Supportive and Critical Care
Dexamethasone (a corticosteroid) was one of the first treatments proven to reduce mortality in severe COVID-19 — identified through the UK RECOVERY trial, a model of rapid, rigorous research. Prone positioning, high-flow oxygen, and mechanical ventilation saved countless lives in ICUs.
The Evidence Debate
The use of TCM for COVID-19 generated intense controversy:
Arguments Supporting TCM Use
- TCM has a 2,000-year history of treating epidemic febrile diseases (Wen Bing), with documented approaches to respiratory infections.
- Several published studies reported symptom improvement and faster recovery.
- In the early pandemic, when no Western treatments were available, TCM may have provided symptomatic relief and psychological support.
- TCM's role was primarily adjunctive — used alongside, not instead of, Western treatment in Chinese hospitals.
Arguments Against or Cautioning
- Most Chinese TCM-COVID studies lacked proper blinding, randomisation, and placebo controls.
- The near-universal positive results from Chinese studies raise concerns about publication bias.
- Government promotion of TCM during the pandemic was partly political, making objective evaluation difficult.
- No TCM formula has been shown to prevent COVID-19 infection or substitute for vaccination.
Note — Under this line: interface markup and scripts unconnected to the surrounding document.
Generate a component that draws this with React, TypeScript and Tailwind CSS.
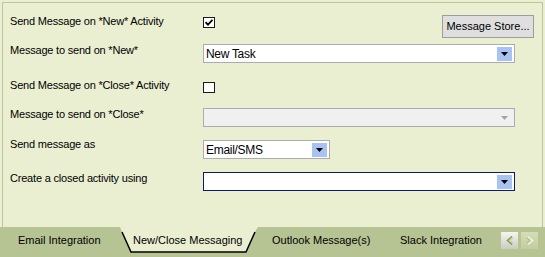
import React from "react";

const font = { fontFamily: '"Liberation Sans", Arial, sans-serif' };

function Arrow({ disabled }: { disabled?: boolean }) {
  return (
    <div
      className={
        "absolute right-[2px] top-[2px] w-[15px] h-[14px] flex items-center justify-center " +
        (disabled ? "" : "bg-[#a8c2f2]")
      }
    >
      <svg width="7" height="4" viewBox="0 0 7 4">
        <path d="M0 0H7L3.5 4Z" fill={disabled ? "#a3a3a3" : "#000000"} />
      </svg>
    </div>
  );
}

function Combo({
  width,
  value,
  disabled,
  focused,
}: {
  width: number;
  value?: string;
  disabled?: boolean;
  focused?: boolean;
}) {
  return (
    <div
      className={
        "relative h-[19px] border " +
        (focused
          ? "border-[#0b1a6e] bg-white"
          : disabled
          ? "border-[#a9adb3] bg-[#f0f0f0]"
          : "border-[#a9adb3] bg-white")
      }
      style={{ width }}
    >
      <span className="absolute left-[2px] top-[2px] text-[12px] leading-[14px] tracking-[-0.3px] text-black">
        {value}
      </span>
      <Arrow disabled={disabled} />
    </div>
  );
}

function Check({ checked }: { checked?: boolean }) {
  return (
    <div className="w-[12px] h-[11px] border border-[#1a1a1a] bg-white flex items-center justify-center mt-[2px]">
      {checked && (
        <svg width="8" height="7" viewBox="0 0 8 7">
          <path d="M0.5 3.2L3 5.7L7.5 0.8" stroke="#000" strokeWidth="1.8" fill="none" />
        </svg>
      )}
    </div>
  );
}

function Label({ children, mt = 0 }: { children: React.ReactNode; mt?: number }) {
  return (
    <div
      className="w-[193px] shrink-0 text-[11px] leading-[13px] tracking-[-0.2px] text-black"
      style={{ marginTop: mt }}
    >
      {children}
    </div>
  );
}

export default function App() {
  return (
    <div className="w-[545px] h-[257px] bg-[#eaefd2] flex flex-col overflow-hidden" style={font}>
      <div className="mx-[2px] mt-[2px] h-[225px] border-l border-t border-r border-[#bcc5a2] pl-[7px] pt-[12px] flex flex-col">
        <div className="flex items-start h-[29px]">
          <Label>Send Message on *New* Activity</Label>
          <Check checked />
          <button className="ml-auto mr-[8px] w-[92px] h-[23px] bg-[#dfdfdf] border border-[#9d9d9d] text-[11px] text-black leading-[13px]">
            Message Store...
          </button>
        </div>
        <div className="flex items-start h-[36px]">
          <Label mt={0}>Message to send on *New*</Label>
          <Combo width={312} value="New Task" />
        </div>
        <div className="flex items-start h-[28px]">
          <Label mt={-1}>Send Message on *Close* Activity</Label>
          <Check />
        </div>
        <div className="flex items-start h-[32px]">
          <Label>Message to send on *Close*</Label>
          <Combo width={312} disabled />
        </div>
        <div className="flex items-start h-[32px]">
          <Label mt={-2}>Send message as</Label>
          <Combo width={127} value="Email/SMS" />
        </div>
        <div className="flex items-start">
          <Label>Create a closed activity using</Label>
          <Combo width={312} focused />
        </div>
      </div>
      <div className="relative flex-1 bg-[#b6c393] flex items-start text-[11px] text-black">
        <div className="w-[120px] pl-[18px] mt-[7px] leading-[13px]">Email Integration</div>
        <div className="relative w-[138px] h-[28px]">
          <svg className="absolute left-0 top-0" width="138" height="28" viewBox="0 0 138 28">
            <path d="M0 0 L138 0 L135 5 L126 25 L11 25 L2 5 Z" fill="#eaefd2" />
            <path d="M2 5 L11 25 L126 25 L135 5" stroke="#000" strokeWidth="1.5" fill="none" />
          </svg>
          <div className="absolute left-[13px] top-[7px] leading-[13px]">New/Close Messaging</div>
        </div>
        <div className="w-[142px] pl-[14px] mt-[7px] leading-[13px]">Outlook Message(s)</div>
        <div className="mt-[7px] leading-[13px]">Slack Integration</div>
        <div className="absolute left-[501px] top-[5px] flex gap-[3px]">
          <div className="w-[17px] h-[17px] bg-gradient-to-b from-[#f5f5f0] to-[#c9cdc0] flex items-center justify-center">
            <svg width="8" height="9" viewBox="0 0 8 9">
              <path d="M6 0.5 L1.5 4.5 L6 8.5" stroke="#8a9a5a" strokeWidth="1.6" fill="none" />
              <path d="M7 2 L4 4.5 L7 7" stroke="#c0cc98" strokeWidth="1" fill="none" />
            </svg>
          </div>
          <div className="w-[17px] h-[17px] bg-gradient-to-b from-[#d6ddb6] to-[#c2cc9e] flex items-center justify-center">
            <svg width="8" height="9" viewBox="0 0 8 9">
              <path d="M2 0.5 L6.5 4.5 L2 8.5" stroke="#eef2dc" strokeWidth="1.6" fill="none" />
              <path d="M1 2 L4 4.5 L1 7" stroke="#a8b47c" strokeWidth="1" fill="none" />
            </svg>
          </div>
        </div>
      </div>
    </div>
  );
}
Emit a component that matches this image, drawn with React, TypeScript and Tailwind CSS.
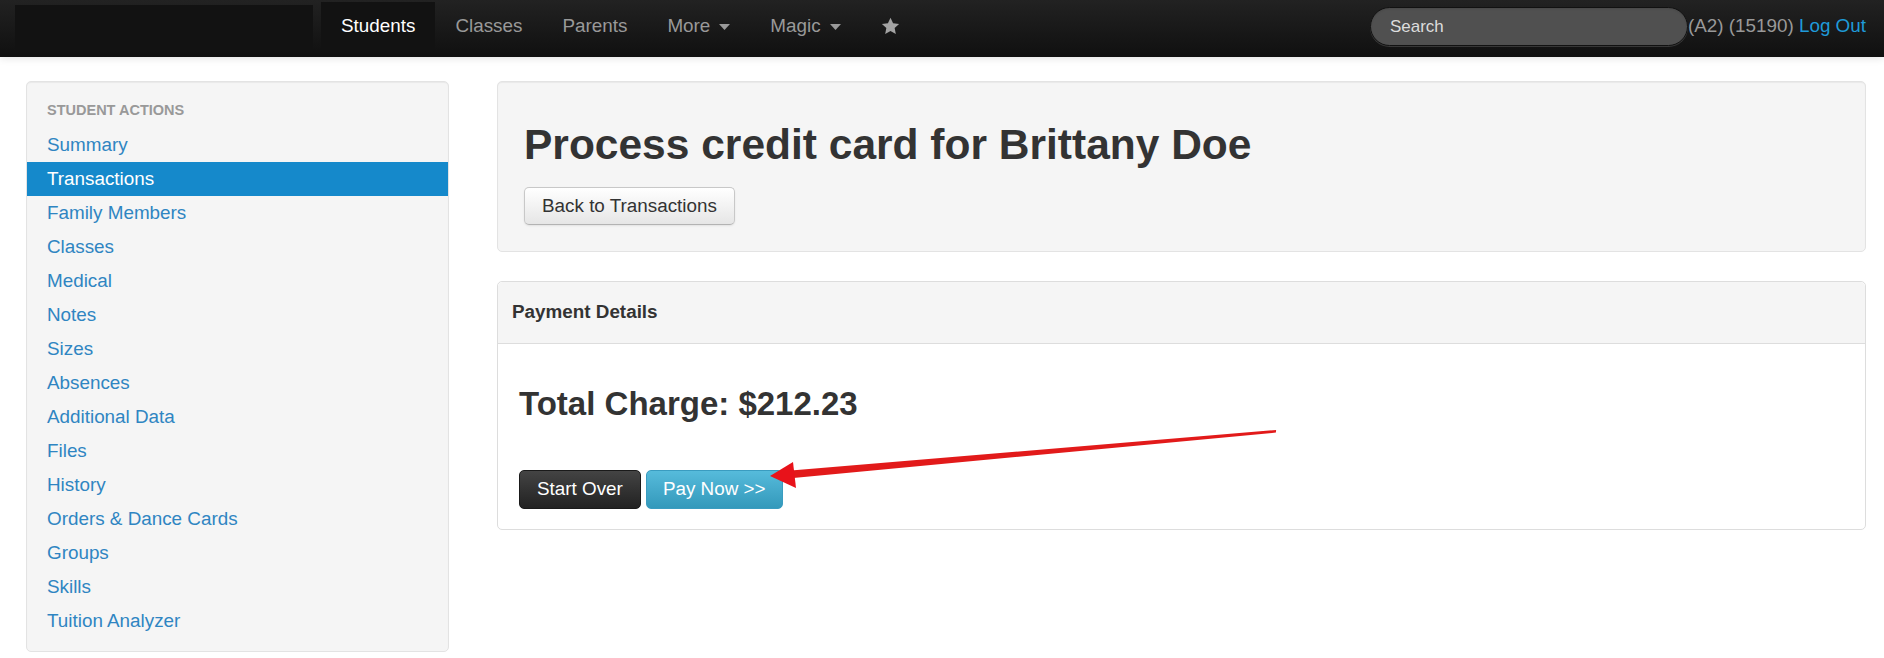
import React from "react";

const items = [
  "Summary",
  "Transactions",
  "Family Members",
  "Classes",
  "Medical",
  "Notes",
  "Sizes",
  "Absences",
  "Additional Data",
  "Files",
  "History",
  "Orders & Dance Cards",
  "Groups",
  "Skills",
  "Tuition Analyzer",
];

function Caret() {
  return (
    <svg width="11" height="6" viewBox="0 0 11 6" className="ml-[9px] mt-[1px]">
      <polygon points="0,0 11,0 5.5,6" fill="#999999" />
    </svg>
  );
}

function Star() {
  return (
    <svg width="19" height="18" viewBox="0 0 24 23" className="mt-[-1px]">
      <path
        d="M12 0.8l3.3 7.1 7.7 0.9-5.7 5.3 1.5 7.7L12 17.9l-6.8 3.9 1.5-7.7L1 8.8l7.7-0.9z"
        fill="#a3a3a3"
      />
    </svg>
  );
}

export default function App() {
  return (
    <div className="relative min-h-[658px] w-full bg-white font-['Liberation_Sans',Arial,Helvetica,sans-serif] text-[18.85px] text-[#333333]">
      {/* NAVBAR */}
      <nav className="flex h-[57px] items-start bg-gradient-to-b from-[#222222] to-[#101010] pl-[15px] shadow-[0_1px_8px_rgba(0,0,0,0.12)]">
        <div className="mt-[5px] h-[45px] w-[298px] bg-[#121212]" />
        <ul className="ml-[8px] flex items-start">
          <li className="mt-[2px] flex h-[48px] items-center bg-[#121212] px-[20px] text-white">
            Students
          </li>
          <li className="flex h-[52px] items-center px-[20px] text-[#999999]">Classes</li>
          <li className="flex h-[52px] items-center px-[20px] text-[#999999]">Parents</li>
          <li className="flex h-[52px] items-center px-[20px] text-[#999999]">
            More
            <Caret />
          </li>
          <li className="flex h-[52px] items-center px-[20px] text-[#999999]">
            Magic
            <Caret />
          </li>
          <li className="flex h-[52px] items-center px-[20px] text-[#999999]">
            <Star />
          </li>
        </ul>
        <div className="ml-auto flex items-start pr-[18px]">
          <div className="mt-[7px] flex h-[39px] w-[318px] items-center rounded-full border border-[#111111] bg-[#505050] pl-[19px] text-[17px] text-[#dddddd] shadow-[inset_0_1px_2px_rgba(0,0,0,0.1),0_1px_0_rgba(255,255,255,0.15)]">
            Search
          </div>
          <div className="flex h-[52px] items-center whitespace-pre">
            <span className="text-[#999999]">(A2) (15190) </span>
            <span className="text-[#1f9ad8]">Log Out</span>
          </div>
        </div>
      </nav>

      {/* BODY */}
      <div className="flex items-start gap-[48px] pl-[26px] pr-[18px] pt-[24px]">
        {/* Sidebar */}
        <aside className="w-[423px] shrink-0 rounded-[5px] border border-[#e3e3e3] bg-[#f5f5f5] pb-[13px] pt-[12px] shadow-[inset_0_1px_1px_rgba(0,0,0,0.05)]">
          <div className="flex h-[34px] items-center pl-[20px] text-[14.5px] font-bold text-[#999999]">
            STUDENT ACTIONS
          </div>
          {items.map((it) => (
            <div
              key={it}
              className={
                it === "Transactions"
                  ? "flex h-[34px] items-center bg-[#1589cb] pl-[20px] text-white"
                  : "flex h-[34px] items-center pl-[20px] text-[#2f85c2]"
              }
            >
              {it}
            </div>
          ))}
        </aside>

        {/* Main */}
        <main className="min-w-0 flex-1">
          <div className="mb-[29px] rounded-[5px] border border-[#e3e3e3] bg-[#f5f5f5] px-[26px] pb-[26px] pt-[36px] shadow-[inset_0_1px_1px_rgba(0,0,0,0.05)]">
            <h2 className="mb-[15px] text-[42.5px] font-bold leading-[54px] text-[#333333]">
              Process credit card for Brittany Doe
            </h2>
            <button className="h-[38px] rounded-[5px] border border-[#c8c8c8] border-b-[#b3b3b3] bg-gradient-to-b from-white to-[#e6e6e6] px-[17px] text-[18.85px] text-[#333333] shadow-[inset_0_1px_0_rgba(255,255,255,0.2),0_1px_2px_rgba(0,0,0,0.08)]">
              Back to Transactions
            </button>
          </div>

          <div className="rounded-[5px] border border-[#dddddd] bg-white">
            <div className="flex h-[62px] items-center rounded-t-[5px] border-b border-[#dddddd] bg-[#f5f5f5] pl-[14px] font-bold">
              Payment Details
            </div>
            <div className="px-[21px] pb-[20px] pt-[20px]">
              <h3 className="mb-[39px] mt-[13px] text-[33px] font-bold leading-[54px] text-[#333333]">
                Total Charge: $212.23
              </h3>
              <div className="flex gap-[5px]">
                <button className="h-[39px] rounded-[5px] border border-[#1a1a1a] bg-gradient-to-b from-[#444444] to-[#222222] px-[17px] text-white">
                  Start Over
                </button>
                <button className="h-[39px] rounded-[5px] border border-[#3a9cc0] bg-gradient-to-b from-[#56bbdb] to-[#3399bb] px-[16px] text-white">
                  Pay Now &gt;&gt;
                </button>
              </div>
            </div>
          </div>
        </main>
      </div>

      {/* Red annotation arrow */}
      <svg
        className="pointer-events-none absolute left-0 top-0"
        width="1884"
        height="658"
        viewBox="0 0 1884 658"
      >
        <polygon
          points="791,470.6 1276.1,430 1275.9,432.6 790.6,478.2"
          fill="#e21a1a"
        />
        <polygon points="770,476 793,462 796,488" fill="#e8121a" />
      </svg>
    </div>
  );
}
- International replication of Chinese TCM-COVID results has been limited.
TCM During COVID-19
- Deployed rapidly based on classical epidemic disease frameworks
- Some evidence for faster symptom recovery in mild cases
- Addressed symptoms (fever, cough, fatigue) with low side-effect burden
- Used as adjunctive therapy alongside Western treatment in China
- Study quality remained a significant concern
Western Medicine During COVID-19
- mRNA vaccines developed in record time with rigorous Phase III trials
- Dexamethasone proven to reduce mortality in severe cases
- Antiviral drugs (Paxlovid) reduced hospitalisation in high-risk patients
- Advanced ICU care saved lives in severe and critical cases
- Global coordination enabled rapid research and distribution
Lessons for Future Pandemics
- Speed matters: TCM could deploy existing formulas immediately; Western drug/vaccine development took months. Having pre-researched traditional formulas for epidemic diseases could provide stopgap treatments while specific pharmaceuticals are developed.
- Rigour matters: Enthusiasm for rapid deployment must not override the need for well-designed trials. Without rigorous evidence, neither tradition can claim credibility.
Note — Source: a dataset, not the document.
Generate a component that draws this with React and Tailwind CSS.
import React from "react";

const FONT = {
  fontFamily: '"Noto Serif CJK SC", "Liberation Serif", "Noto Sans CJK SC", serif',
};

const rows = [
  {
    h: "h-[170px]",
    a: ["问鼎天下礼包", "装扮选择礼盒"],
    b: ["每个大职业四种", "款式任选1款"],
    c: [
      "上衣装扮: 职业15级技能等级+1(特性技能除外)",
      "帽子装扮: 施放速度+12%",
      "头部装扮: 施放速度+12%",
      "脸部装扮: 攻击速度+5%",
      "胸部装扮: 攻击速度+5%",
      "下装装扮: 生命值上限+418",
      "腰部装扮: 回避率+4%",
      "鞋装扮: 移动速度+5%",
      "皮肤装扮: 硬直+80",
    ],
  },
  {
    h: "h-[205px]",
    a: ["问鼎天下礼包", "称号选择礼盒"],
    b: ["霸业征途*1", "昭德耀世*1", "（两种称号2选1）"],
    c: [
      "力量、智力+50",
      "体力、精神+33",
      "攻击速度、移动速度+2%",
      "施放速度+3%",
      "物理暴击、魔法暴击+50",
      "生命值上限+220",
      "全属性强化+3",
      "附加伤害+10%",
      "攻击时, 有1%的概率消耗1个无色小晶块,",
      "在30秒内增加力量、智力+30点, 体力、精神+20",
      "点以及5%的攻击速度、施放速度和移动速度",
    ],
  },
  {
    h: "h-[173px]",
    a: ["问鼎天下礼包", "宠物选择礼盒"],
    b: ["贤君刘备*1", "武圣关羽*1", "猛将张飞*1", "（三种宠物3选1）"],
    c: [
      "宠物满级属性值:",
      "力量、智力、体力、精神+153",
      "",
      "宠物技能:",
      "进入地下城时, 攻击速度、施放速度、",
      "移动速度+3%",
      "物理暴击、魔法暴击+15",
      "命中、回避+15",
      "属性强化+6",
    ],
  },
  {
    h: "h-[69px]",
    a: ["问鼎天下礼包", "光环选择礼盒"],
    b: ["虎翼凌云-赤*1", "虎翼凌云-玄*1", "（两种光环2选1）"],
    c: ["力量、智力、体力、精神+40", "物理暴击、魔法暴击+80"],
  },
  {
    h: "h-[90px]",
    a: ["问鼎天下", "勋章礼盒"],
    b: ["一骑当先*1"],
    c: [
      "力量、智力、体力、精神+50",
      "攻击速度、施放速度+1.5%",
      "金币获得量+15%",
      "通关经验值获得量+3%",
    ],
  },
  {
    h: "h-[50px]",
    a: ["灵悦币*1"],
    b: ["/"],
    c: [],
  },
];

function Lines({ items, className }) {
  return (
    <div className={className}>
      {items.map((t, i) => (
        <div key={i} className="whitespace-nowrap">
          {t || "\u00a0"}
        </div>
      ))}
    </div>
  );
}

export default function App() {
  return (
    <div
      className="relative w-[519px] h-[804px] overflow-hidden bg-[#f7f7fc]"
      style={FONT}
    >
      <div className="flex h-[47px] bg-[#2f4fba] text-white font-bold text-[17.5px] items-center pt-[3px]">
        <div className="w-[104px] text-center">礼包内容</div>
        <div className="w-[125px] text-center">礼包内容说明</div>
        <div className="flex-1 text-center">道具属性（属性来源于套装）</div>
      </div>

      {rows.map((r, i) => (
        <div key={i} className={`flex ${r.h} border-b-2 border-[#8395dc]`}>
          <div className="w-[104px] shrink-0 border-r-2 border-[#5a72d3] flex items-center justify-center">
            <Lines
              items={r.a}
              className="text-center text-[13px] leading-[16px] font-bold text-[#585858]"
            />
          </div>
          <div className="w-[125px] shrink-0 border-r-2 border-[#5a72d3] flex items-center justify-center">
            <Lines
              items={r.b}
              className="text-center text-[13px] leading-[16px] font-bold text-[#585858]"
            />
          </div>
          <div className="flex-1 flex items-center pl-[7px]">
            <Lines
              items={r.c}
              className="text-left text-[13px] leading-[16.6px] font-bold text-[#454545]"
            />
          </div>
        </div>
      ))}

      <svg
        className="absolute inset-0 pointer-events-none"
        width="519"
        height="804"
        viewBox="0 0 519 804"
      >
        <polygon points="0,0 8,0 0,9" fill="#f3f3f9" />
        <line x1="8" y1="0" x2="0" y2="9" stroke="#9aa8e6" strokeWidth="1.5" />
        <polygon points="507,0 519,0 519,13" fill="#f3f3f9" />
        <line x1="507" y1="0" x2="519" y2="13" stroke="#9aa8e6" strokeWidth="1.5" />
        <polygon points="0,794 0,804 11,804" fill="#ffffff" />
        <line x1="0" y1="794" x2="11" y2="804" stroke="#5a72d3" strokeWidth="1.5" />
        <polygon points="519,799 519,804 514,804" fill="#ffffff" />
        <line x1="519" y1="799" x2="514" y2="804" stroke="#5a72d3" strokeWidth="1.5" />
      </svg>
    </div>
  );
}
- Integration under crisis: China's experience showed that both systems can be deployed simultaneously if communication and coordination exist.
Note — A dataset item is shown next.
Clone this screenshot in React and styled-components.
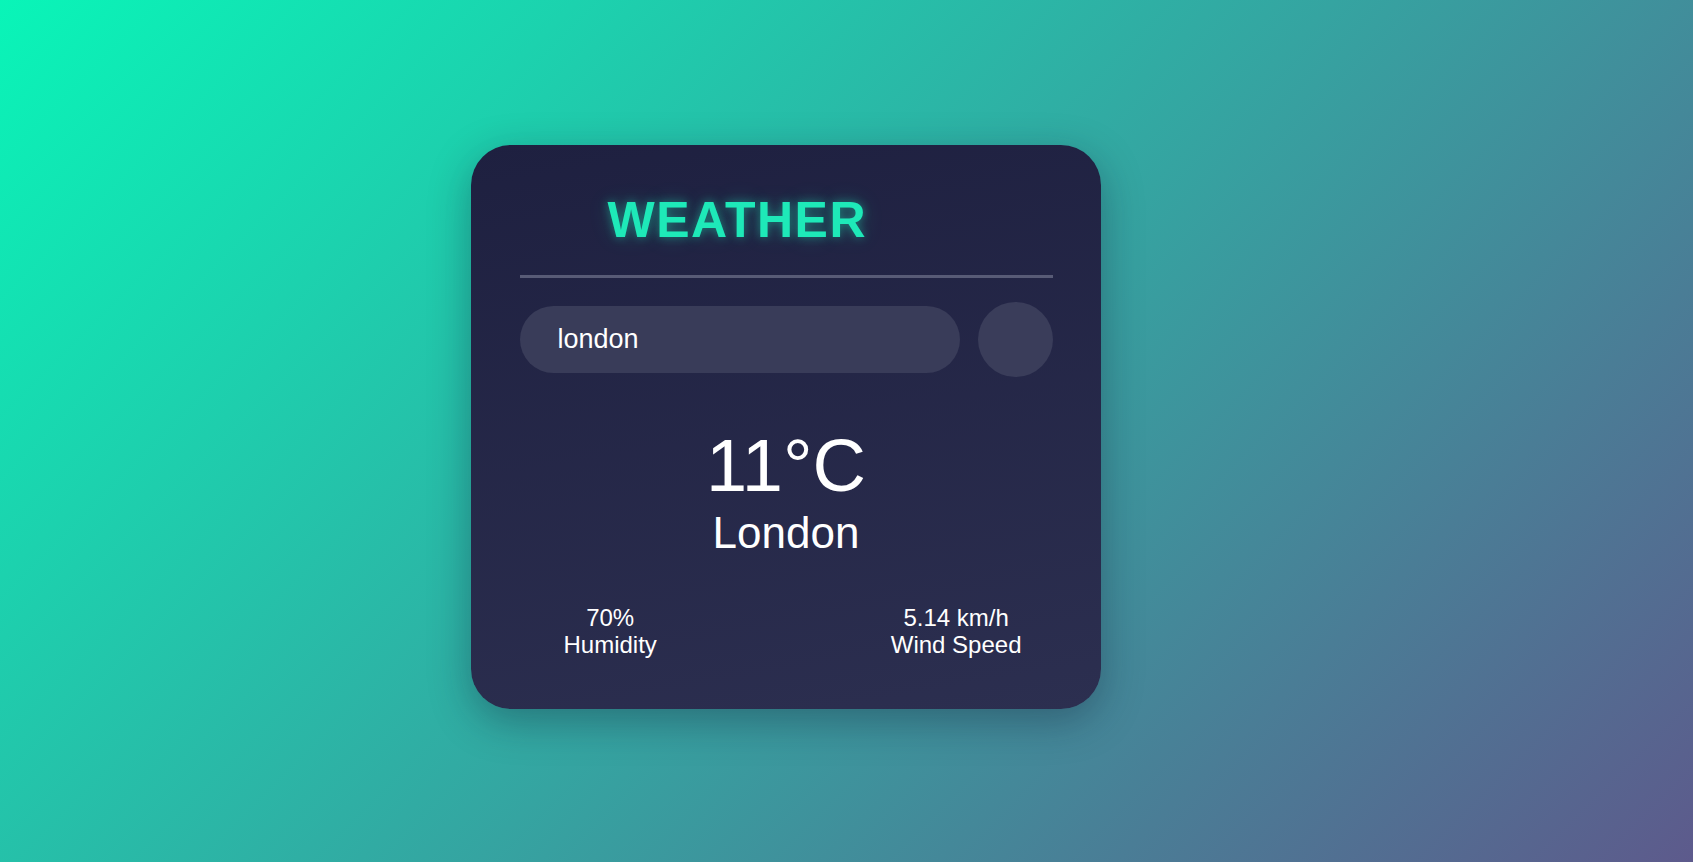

- Misinformation risk: Both TCM and Western medicine were subject to misinformation during the pandemic. Unproven "cures" proliferated in both traditions. Public health communication must address this across all medical systems.
Common Ground
The honest assessment is: Western vaccines and treatments have the strongest evidence for preventing death and severe disease from COVID-19. TCM may have a role in symptom management and recovery support for mild-to-moderate cases, but the evidence base needs strengthening with internationally designed, properly controlled trials. The two systems are not competitors in a pandemic — they potentially serve different functions (prevention and acute treatment vs. symptom management and recovery) that complement rather than replace each other.
Key Takeaway
COVID-19 tested both medical systems in real time. Western medicine's vaccine and drug development was a scientific triumph. TCM's rapid deployment drew on centuries of epidemic treatment experience but needs stronger evidence. The most important lesson may be that pandemic preparedness benefits from having multiple medical traditions available — as long as each is used for what it does best and evaluated with equal rigour.